Introduction to God’s Names

Have you ever considered that there are many names and titles used of God in the Bible? Some of the Hebrew names used of God are: Elohim, Yahweh, Adonai, Yah, El, Eloah, Elyon, Shaddai. Some of these are used in combination with other words to form divine titles, such as Yahweh-Jireh (The Eternal Will See or Provide), Yahweh-Ropheka (The Eternal Who Heals You), Yahweh-Nissi (The Eternal My Banner), Yahweh-Mekaddishkem (The Eternal Who Sanctifies You), Yahweh-Amah (The Eternal Our Maker), Immanuel (God Is with Us), these being only a few.

Other titles and descriptive names are used of God as well, such as Melchizedek (King of Righteousness), and in English such titles as the Portion of Jacob, the Rock of Our Salvation, the Prince or King of Peace, Wonderful, Holy One of Israel, Counselor, Redeemer, Shepherd of Israel, Everlasting Father, Savior, Refuge, Strength, Fortress, Deliverer, Creator. All these and more are from the Old Testament. The New Testament adds more, such as Jesus Christ, the Son of Man, the Son of God, the Lord God Omnipotent, Apostle, High Priest, the Light of the World, the Father of Lights, the Bread of Life.
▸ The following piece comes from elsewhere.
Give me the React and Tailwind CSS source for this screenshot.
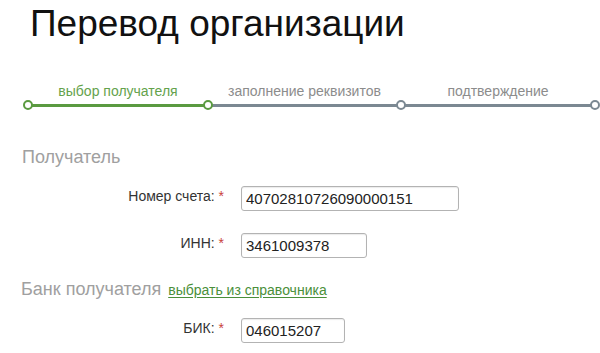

Why so many names for God? The reason is that God in his word names things what they are. God is a great being, greater than our minds can fully comprehend. He fills many roles, many offices, has many responsibilities. There are a multitude of facets to his character and nature. The various names and titles highlight different aspects of who God is and what he is like.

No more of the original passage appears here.